Wednesday, 14 December 2016

The Return of Time Commanders!

In the Beginning...

Some years ago, to their mutual advantage, the folk who designed Rome: Total War managed to persuade the people at BBC2 to put on a series of episodes based on their game. You can't advertise on the Beeb, so the game engine was not mentioned, but you didn't need to be Hannibal Barca to work out what it was.

There Was A Lot of Shouting

The format involved a team of four people running an army against an AI force. Two of the players were theoretically generals, in charge of the overall strategy, and two were captains, in charge of the tactical disposition of different wings or troop types. In practice, sometimes one general seized the reins, and the second sat around like an inept Roman consul. On other occasions the generals both flailed about, and their adept captains won the day in spite of them. Each pair would bellow at the other across the studio.

Enter the Experts

Dr Nusbacher of Sandhurst and weapons and tactics expert Mike Loades were on hand to set the scene in terms of the wide sweep of history, the reason this battle was fought when it was, and they also kept us supplied with educational snippets about the correct employment of the Roman pilum or Dacian falx or what have you. As the battle unfolded, they would offer a running commentary, complimenting or criticising the players for the benefit of the viewers at home. At the end of the battle, they told us how things actually turned out.
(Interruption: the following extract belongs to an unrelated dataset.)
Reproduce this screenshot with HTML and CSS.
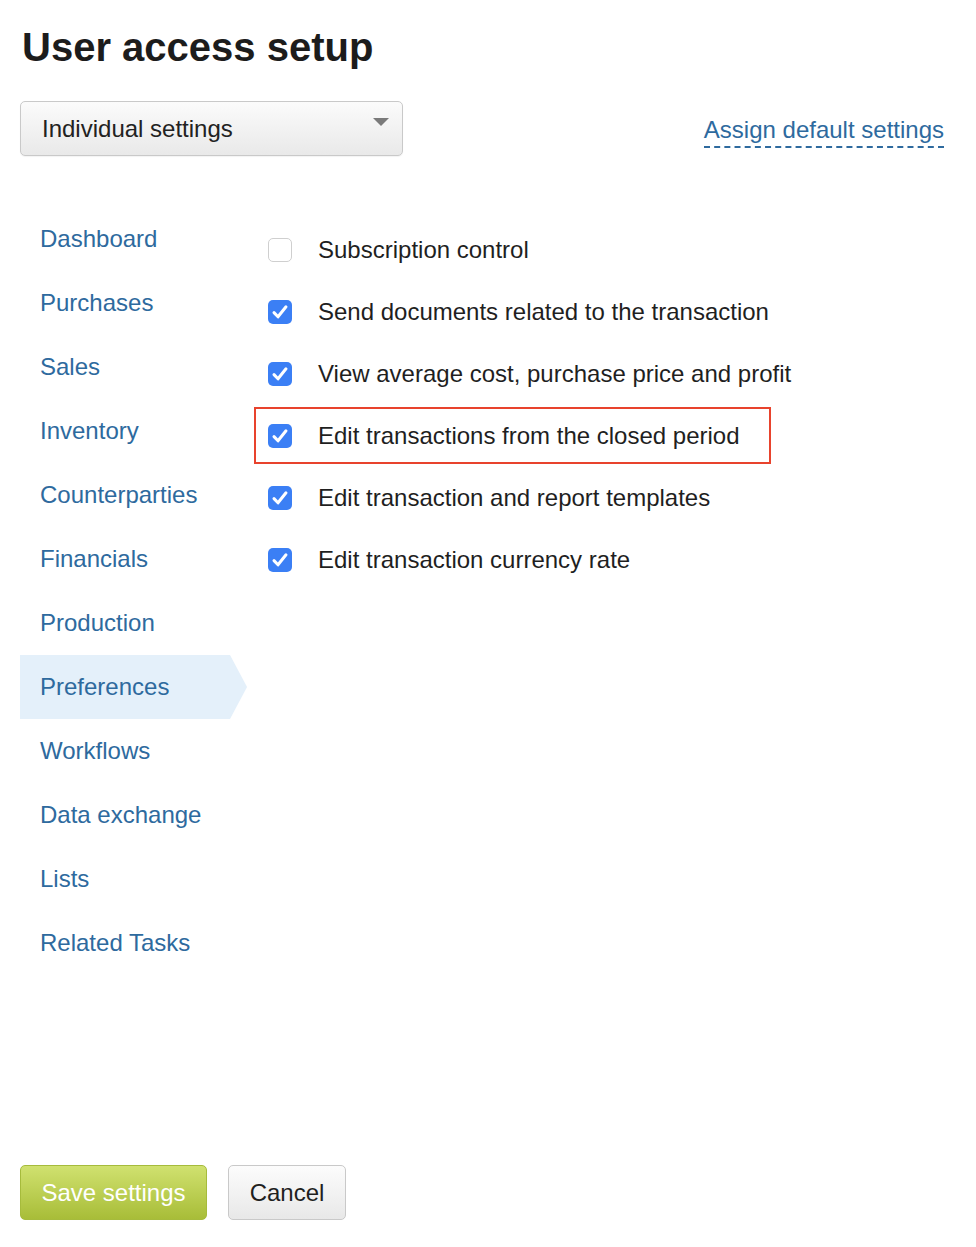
FILE: index.html
```html
<!DOCTYPE html>
<html lang="en">
<head>
<meta charset="utf-8">
<title>User access setup</title>
<link rel="stylesheet" href="styles.css">
</head>
<body>
<div class="page">
  <h1 class="title">User access setup</h1>
  <div class="toolbar">
    <div class="select">
      <span class="select-text">Individual settings</span>
      <span class="select-arrow"></span>
    </div>
    <a class="dash-link" href="#">Assign default settings</a>
  </div>
  <div class="main">
    <ul class="nav">
      <li class="nav-item"><a href="#">Dashboard</a></li>
      <li class="nav-item"><a href="#">Purchases</a></li>
      <li class="nav-item"><a href="#">Sales</a></li>
      <li class="nav-item"><a href="#">Inventory</a></li>
      <li class="nav-item"><a href="#">Counterparties</a></li>
      <li class="nav-item"><a href="#">Financials</a></li>
      <li class="nav-item"><a href="#">Production</a></li>
      <li class="nav-item active"><a href="#">Preferences</a></li>
      <li class="nav-item"><a href="#">Workflows</a></li>
      <li class="nav-item"><a href="#">Data exchange</a></li>
      <li class="nav-item"><a href="#">Lists</a></li>
      <li class="nav-item"><a href="#">Related Tasks</a></li>
    </ul>
    <div class="options">
      <div class="option">
        <span class="box"></span>
        <span class="label">Subscription control</span>
      </div>
      <div class="option">
        <span class="box checked"><svg viewBox="0 0 24 24"><path d="M6 12.6l4 4.2 8-10"/></svg></span>
        <span class="label">Send documents related to the transaction</span>
      </div>
      <div class="option">
        <span class="box checked"><svg viewBox="0 0 24 24"><path d="M6 12.6l4 4.2 8-10"/></svg></span>
        <span class="label">View average cost, purchase price and profit</span>
      </div>
      <div class="option highlight">
        <span class="box checked"><svg viewBox="0 0 24 24"><path d="M6 12.6l4 4.2 8-10"/></svg></span>
        <span class="label">Edit transactions from the closed period</span>
      </div>
      <div class="option">
        <span class="box checked"><svg viewBox="0 0 24 24"><path d="M6 12.6l4 4.2 8-10"/></svg></span>
        <span class="label">Edit transaction and report templates</span>
      </div>
      <div class="option">
        <span class="box checked"><svg viewBox="0 0 24 24"><path d="M6 12.6l4 4.2 8-10"/></svg></span>
        <span class="label">Edit transaction currency rate</span>
      </div>
    </div>
  </div>
  <div class="footer">
    <button class="btn btn-save" type="button">Save settings</button>
    <button class="btn btn-cancel" type="button">Cancel</button>
  </div>
</div>
</body>
</html>
```
FILE: styles.css
```css
* { box-sizing: border-box; }
html, body { margin: 0; padding: 0; background: #fff; }
body {
  font-family: "Liberation Sans", Arial, Helvetica, sans-serif;
  color: #1f1f1f;
}
.page {
  padding: 24px 32px 0 20px;
}
.title {
  margin: 0 0 0 2px;
  font-size: 40px;
  line-height: 46px;
  font-weight: bold;
  color: #1c1c1c;
}
.toolbar {
  margin-top: 31px;
  display: flex;
  align-items: center;
  justify-content: space-between;
}
.select {
  width: 383px;
  height: 55px;
  border: 1px solid #c9c9c9;
  border-radius: 5px;
  background: linear-gradient(#fbfbfb, #e9e9e9);
  display: flex;
  align-items: center;
  justify-content: space-between;
  padding: 0 13px 0 21px;
  box-shadow: 0 1px 1px rgba(0,0,0,0.05);
}
.select-text {
  font-size: 24px;
  color: #222;
  line-height: 28px;
}
.select-arrow {
  width: 0;
  height: 0;
  border-left: 8px solid transparent;
  border-right: 8px solid transparent;
  border-top: 8px solid #7a7a7a;
  align-self: flex-start;
  margin-top: 16px;
}
.dash-link {
  font-size: 24px;
  line-height: 26px;
  color: #2e6a9e;
  text-decoration: none;
  border-bottom: 2px dashed #2e6a9e;
  padding-bottom: 3px;
  margin-top: 7px;
}
.main {
  margin-top: 51px;
  display: grid;
  grid-template-columns: 234px 1fr;
  align-items: start;
}
.nav {
  list-style: none;
  margin: 0;
  padding: 0;
}
.nav-item {
  position: relative;
  width: 210px;
  height: 64px;
  display: flex;
  align-items: center;
  padding-left: 20px;
}
.nav-item a {
  font-size: 24px;
  color: #2e6a9e;
  text-decoration: none;
}
.nav-item.active {
  background: #e4f0fa;
}
.nav-item.active::after {
  content: "";
  position: absolute;
  top: 0;
  right: -17px;
  width: 0;
  height: 0;
  border-top: 32px solid transparent;
  border-bottom: 32px solid transparent;
  border-left: 17px solid #e4f0fa;
}
.options {
  padding-top: 14px;
  display: flex;
  flex-direction: column;
  gap: 5px;
}
.option {
  height: 57px;
  display: flex;
  align-items: center;
  padding-left: 14px;
  width: 517px;
  border: 2px solid transparent;
}
.option.highlight {
  border-color: #e8432d;
}
.box {
  width: 24px;
  height: 24px;
  border-radius: 5px;
  border: 1px solid #cfcfcf;
  background: #fff;
  flex: none;
  margin-left: -2px;
  display: flex;
  align-items: center;
  justify-content: center;
}
.box.checked {
  border: none;
  background: #3b7ff5;
}
.box svg {
  width: 24px;
  height: 24px;
  fill: none;
  stroke: #fff;
  stroke-width: 3;
  stroke-linecap: round;
  stroke-linejoin: round;
}
.label {
  margin-left: 26px;
  font-size: 24px;
  color: #1f1f1f;
  white-space: nowrap;
}
.footer {
  margin-top: 190px;
  display: flex;
  gap: 21px;
}
.btn {
  height: 55px;
  font-family: inherit;
  font-size: 24px;
  border-radius: 5px;
  padding: 0;
  white-space: nowrap;
  cursor: pointer;
}
.btn-save {
  width: 187px;
  color: #fff;
  border: 1px solid #a6bb3c;
  background: linear-gradient(#d0e16f, #a8bd38);
}
.btn-cancel {
  width: 118px;
  color: #1f1f1f;
  border: 1px solid #c9c9c9;
  background: linear-gradient(#fcfcfc, #e8e8e8);
}
```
The King is Dead. Long Live the King!

After a long absence from our screens, the show has returned. There have been some changes. In addition to our experts in the studio, some re-enactors in an indoor riding arena (I think) gave us some delightful demonstrations of bashing people with wooden swords, and how effectively a pilum penetrates a shield, and how useless it is for throwing back after it's been thrown once.

More signally, the teams have been cut to three (a general and two captains), and no longer play against an AI. This excellent change to the situation sees the teams playing against one another, each on opposite sides of a huge screen (or rather pair of screens) dividing them. As before, they get to fight a skirmish prior to the main battle, and this is still against an AI.

The Battle of Zama

In the first episode, a team of nerdy Southern board gamers took the field as Scipio's Roman army against three Scottish wrestlers. The production team deserve congratulations for this delightful match-up of two very different teams. It isn't often one gets to watch a chap shouting "By Jupiter!" as he throws in his triarii! Both played a skirmish beforehand in which the Romans had to seize a small town from the Carthaginians, and I don't want to spoil that for you, because even that introductory bit was very amusing. After that they moved on to the main event.

It was truly fascinating to see how both sides reacted to the introductory skirmish. On the one side, ideas were reinforced, and on the other certainties were abandoned. Somewhat frustratingly, both sides responded to the situation with a surfeit of caution. I recalled a passage from Featherstone's Complete Wargaming, in which he remarks on the unreality of the wargame in which both sides "go gaily forth to meet one another", whereas in history one tends to have an attacker and a defender. The experts in the background remarked on the reasons why both sides should be rather more aggressive.

After the initial hesitation, things got a move on. I won't spoil it with any details, but it was just like the old days of this great show. A team would make a move that made sense to them. The experts would criticise their failure to notice this. I would expostulate to myself that they needed to do this or that. All too soon it was over. There are another two episodes, I understand, in this series, and - by Jupiter! - let's hope the viewing figures are as good as they need to be to justify to Auntie the recording of some more shows.

In conclusion, I want to say how wonderful it was to see Dr Lynette Nusbacher and Mike Loades back again. It just would not be the show it is without those two! If you want a rating out of 5, it's 5! If you have access to it, do watch it.


  1. I couldn't tell if this was new or not, the big screens seemed too modern but the Roman Commander looked like someone straight out of the 90s and Greg Wallace doesn;t age in human years. It all seemed to familiar so I was convinced it was a repeat. Glad to know its returned. Then again C4s Hunted is just a rehash of their own Wanted:

    1. It really worked for me on the nostalgia front, aye. I'd been made aware of its return back in September, so I'd been awaiting it almost as eagerly as Rogue One. :D

      Aye, they do like to recycle their shows, don't they? I was thinking about that the other day, as we're up to the fourth (can that be right?) Spiderman since the Millennium. Dear me.